REPUBLIKA.CO.ID, JAKARTA -- Kementerian Perindustrian (Kemenperin) melihat masih adanya gairah dari para pelaku industri untuk melakukan ekspansi serta investor baru yang ingin menanamkan modalnya di Indonesia. Hal ini dinilai berkat kestabilan kondisi perekonomian dan politik di Tanah Air yang mendukung iklim investasi kondusif serta komitmen pemerintah memberikan kemudahan perizinan usaha.
Menteri Perindustrian Airlangga Hartarto mengatakan, untuk outlook 2019, pihaknya optimistis investasi akan meningkat dibanding dengan tahun lalu. "Meskipun di kuartal terakhir kemarin, ada turbulence ekonomi dengan fluktuasi currency dan trade war. Tetapi sekarang terihat jelas bahwa optimisme sudah terbangun," ujarnya dalam rilis yang diterima Republika, Rabu (6/2).
Beberapa investor di sektor strategis seperti industri petrokimia dan baja sudah mulai masuk lagi ke Indonesia. Misalnya, Lotte yang telah ground breaking dan akan selesai pada tahun 2022 untuk menambah satu juta ton produk plastik dan turunannya.
Selain itu, klaster industri baja di Cilegon sedang ditargetkan mampu produksi sebanyak 10 juta ton pada tahun 2025. Ini tidak terlepas adanya kolaborasi antara PT Krakatau Steel (Persero) Tbk. dengan sejumlah produsen baja skala global seperti Posco, Nippon Steel, Osaka Steel, dan Sango Corporation.
Melalui peningkatan investasi dan ekspansi tersebut, Airlangga mengatakan, terjadi pendalaman struktur di industri baja dan substitusi produk impor. Sebab, selama dua dekade, investasi petrokimia dan baja ini terhenti.
"Nah, sekarang mulai bergerak kembali. Selain kapasitas klaster Cilegon bertambah, di klaster Jawa Timur juga terjadi dari divestasi Freeport yang masuk bikin copper smelter," katanya.
Kemudian, Airlangga menambahkan, perusahaan-perusahaan smelter nikel di kawasan industri Sulawesi Tengah, sudah mampu ekspor senilai 5 miliar dolar AS dan mengalami kenaikan hingga 78 persen ke pasar Amerika Serikat. Inipun menunjukkan daya saing industri di Indonesia dinilai kompetitif di kancah global.

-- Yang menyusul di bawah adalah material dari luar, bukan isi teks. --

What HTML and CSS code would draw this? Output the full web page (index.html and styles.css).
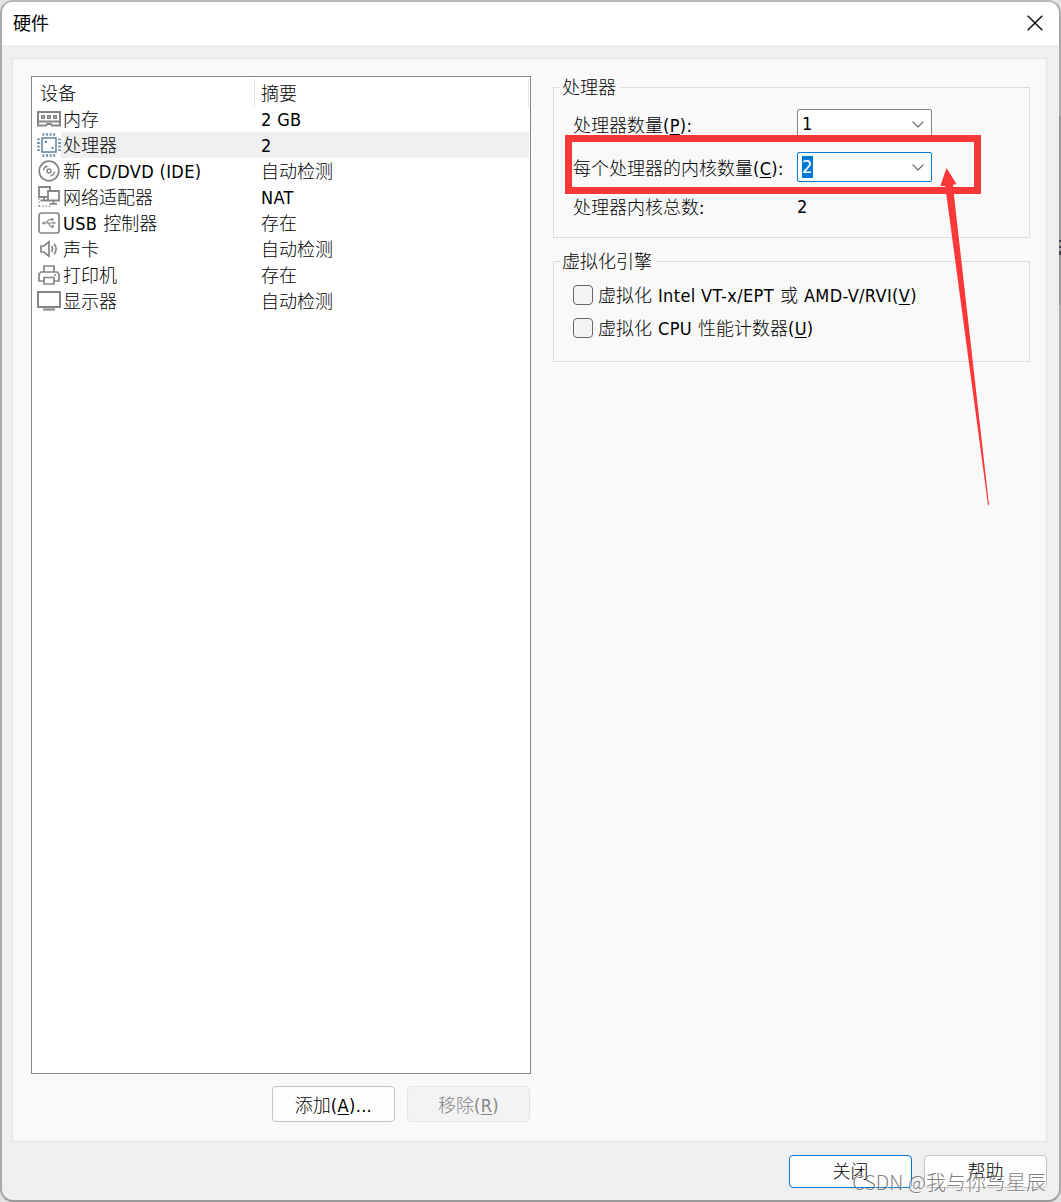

Pencapaian tersebut juga dinilai Airlangga menandakan bahwa minat ekspansi di sektor industri tidak hanya dari investor dalam negeri, tetapi juga luar negeri. Ekspor perdana smarthome router ke Amerika Serikat yang dilakukan oleh PT Sat Nusapersada di Batam, juga mengindikasikan adanya gairah industri di Indonesia selain di Cina dan Vietnam.
Tahun ini, Airlangga mencatat, akan segera direalisasikan investasi dari sektor industri petrokimia, otomotif dan baja. Diharapkan, nantinya timbul bandwagon effect terhadap investor-investor lainnya Untuk itu, pemerintah turut memacu perjanjian kerja sama komprehensif dengan negara-negara potensial.
"Contohnya, mempercepat CEPA dengan Uni Eropa, yang akan mendorong industri otomotif Jerman untuk investasi lagi di Indonesia," ujarnya.
Airlangga meyakini, prospek industri tekstil, pakaian, dan alas kaki akan tumbuh positif pada tahun 2019. Sebab, ada beberapa perusahaan yang akan merelokasi atau memindah ordernya ke Indonesia seiring terjadi perang dagang Amerika dengan Cina.
Berdasarkan data yang dirilis BKPM, realisasi investasi industri manufaktur pada 2018 mencapai Rp 222,3 triliun. Industri makanan mencatatkan realisasi investasi terbesar pada penanaman modal dalam negeri (PMDN) senilai Rp 39,1 triliun. Selanjutnya, diikuti industri kimia dan farmasi dengan nilai investasi sebesar Rp 13,3 triliun.
Sedangkan, untuk penanaman modal asing (PMA), sektor industri pengolahan yang investasinya terbesar adalah industri logam dasar, barang logam bukan mesin, dan peralatannya senilai 2,2 miliar dolar AS. Selain itu, investasi industri kimia dan farmasi senilai 1,9 miliar dolar AS serta industri makanan sebesar 1,3 miliar dolar AS.
Kepercayaan dari para investor tersebut, disampaikan Airlangga, dapat menunjukkan bahwa Indonesia masih menjadi negara tujuan dan pilihan yang tepat untuk menjadi basis produksi manufaktur mereka. "Tujuannya baik untuk memenuhi kebutuhan pasar domestik maupun mengisi pasar ekspor," ucapnya.